## Directions for this task
Select the lines that contain "React" and copy each of them.

## Provided material
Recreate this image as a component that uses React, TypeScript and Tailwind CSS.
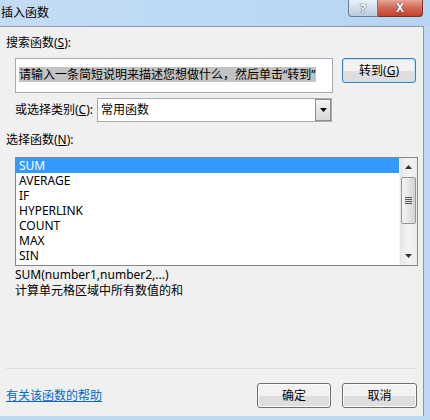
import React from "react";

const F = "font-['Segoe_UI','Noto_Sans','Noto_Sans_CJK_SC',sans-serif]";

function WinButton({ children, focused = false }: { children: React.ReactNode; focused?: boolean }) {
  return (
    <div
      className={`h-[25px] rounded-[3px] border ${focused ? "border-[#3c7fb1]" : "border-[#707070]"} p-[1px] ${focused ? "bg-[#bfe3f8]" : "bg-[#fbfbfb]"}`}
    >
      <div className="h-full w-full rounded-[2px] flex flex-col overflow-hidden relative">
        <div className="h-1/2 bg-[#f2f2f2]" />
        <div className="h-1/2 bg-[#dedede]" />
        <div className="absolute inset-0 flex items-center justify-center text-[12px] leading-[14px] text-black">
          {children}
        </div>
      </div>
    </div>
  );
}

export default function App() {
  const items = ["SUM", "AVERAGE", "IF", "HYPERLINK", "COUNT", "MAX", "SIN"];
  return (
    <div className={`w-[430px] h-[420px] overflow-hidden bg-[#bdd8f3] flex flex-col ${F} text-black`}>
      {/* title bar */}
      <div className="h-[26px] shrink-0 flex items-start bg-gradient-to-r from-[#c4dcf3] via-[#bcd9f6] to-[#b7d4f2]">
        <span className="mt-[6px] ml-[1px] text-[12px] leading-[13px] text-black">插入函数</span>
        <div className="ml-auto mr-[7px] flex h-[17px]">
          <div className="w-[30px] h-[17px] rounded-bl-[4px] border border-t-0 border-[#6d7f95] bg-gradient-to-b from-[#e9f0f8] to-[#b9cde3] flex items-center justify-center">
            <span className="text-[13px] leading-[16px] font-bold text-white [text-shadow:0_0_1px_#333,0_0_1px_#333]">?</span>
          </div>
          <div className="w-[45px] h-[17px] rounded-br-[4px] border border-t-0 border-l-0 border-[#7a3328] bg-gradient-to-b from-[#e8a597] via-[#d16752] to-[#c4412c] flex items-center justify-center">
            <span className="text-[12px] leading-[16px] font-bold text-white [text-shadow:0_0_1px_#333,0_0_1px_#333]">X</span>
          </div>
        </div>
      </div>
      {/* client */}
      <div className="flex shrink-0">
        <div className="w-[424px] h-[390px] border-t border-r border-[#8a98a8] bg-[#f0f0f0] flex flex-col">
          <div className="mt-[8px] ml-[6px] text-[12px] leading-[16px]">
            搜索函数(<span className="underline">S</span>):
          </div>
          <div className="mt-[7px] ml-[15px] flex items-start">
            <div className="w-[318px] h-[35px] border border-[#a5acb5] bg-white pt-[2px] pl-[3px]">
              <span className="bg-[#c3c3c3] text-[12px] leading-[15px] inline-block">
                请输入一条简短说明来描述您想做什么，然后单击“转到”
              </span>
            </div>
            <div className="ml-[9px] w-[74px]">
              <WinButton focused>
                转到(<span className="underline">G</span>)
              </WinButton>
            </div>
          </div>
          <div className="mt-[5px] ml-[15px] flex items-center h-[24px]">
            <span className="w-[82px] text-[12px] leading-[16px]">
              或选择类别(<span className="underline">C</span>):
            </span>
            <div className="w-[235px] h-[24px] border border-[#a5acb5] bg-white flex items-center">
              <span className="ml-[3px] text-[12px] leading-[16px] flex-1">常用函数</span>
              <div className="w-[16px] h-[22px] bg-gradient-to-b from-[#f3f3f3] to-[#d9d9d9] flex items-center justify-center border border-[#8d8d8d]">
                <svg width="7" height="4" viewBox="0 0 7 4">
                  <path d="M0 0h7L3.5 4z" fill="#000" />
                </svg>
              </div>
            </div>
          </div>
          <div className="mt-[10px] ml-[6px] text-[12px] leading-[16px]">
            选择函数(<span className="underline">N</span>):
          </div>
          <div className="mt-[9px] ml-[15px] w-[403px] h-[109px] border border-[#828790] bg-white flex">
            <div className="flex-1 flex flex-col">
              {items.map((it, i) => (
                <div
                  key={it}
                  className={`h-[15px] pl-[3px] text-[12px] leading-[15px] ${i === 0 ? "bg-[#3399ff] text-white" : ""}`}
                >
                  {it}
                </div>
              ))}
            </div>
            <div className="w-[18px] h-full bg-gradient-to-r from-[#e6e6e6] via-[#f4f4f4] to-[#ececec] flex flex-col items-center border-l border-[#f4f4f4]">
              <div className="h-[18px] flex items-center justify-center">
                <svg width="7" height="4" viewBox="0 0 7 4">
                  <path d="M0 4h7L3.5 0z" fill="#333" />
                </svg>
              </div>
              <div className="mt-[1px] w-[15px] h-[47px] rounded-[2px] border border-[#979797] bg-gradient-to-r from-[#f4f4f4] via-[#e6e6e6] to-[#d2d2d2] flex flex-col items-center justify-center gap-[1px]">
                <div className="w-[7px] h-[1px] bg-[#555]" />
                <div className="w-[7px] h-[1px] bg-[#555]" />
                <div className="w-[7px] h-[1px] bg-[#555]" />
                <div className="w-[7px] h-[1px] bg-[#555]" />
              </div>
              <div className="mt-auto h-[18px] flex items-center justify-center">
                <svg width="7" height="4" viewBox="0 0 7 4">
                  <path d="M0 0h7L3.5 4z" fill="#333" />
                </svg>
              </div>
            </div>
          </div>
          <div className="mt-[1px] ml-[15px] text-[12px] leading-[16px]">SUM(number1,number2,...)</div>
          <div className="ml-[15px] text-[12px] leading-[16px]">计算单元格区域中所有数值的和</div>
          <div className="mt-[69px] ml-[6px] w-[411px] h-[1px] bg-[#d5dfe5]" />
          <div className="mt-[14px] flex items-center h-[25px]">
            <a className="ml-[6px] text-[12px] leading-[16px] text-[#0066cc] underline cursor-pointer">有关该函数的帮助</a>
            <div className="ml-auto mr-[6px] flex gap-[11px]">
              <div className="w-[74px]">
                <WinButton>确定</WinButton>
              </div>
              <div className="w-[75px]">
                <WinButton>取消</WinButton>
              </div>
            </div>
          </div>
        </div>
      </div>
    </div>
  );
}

## Complete output
Recreate this image as a component that uses React, TypeScript and Tailwind CSS.
import React from "react";
function WinButton({ children, focused = false }: { children: React.ReactNode; focused?: boolean }) {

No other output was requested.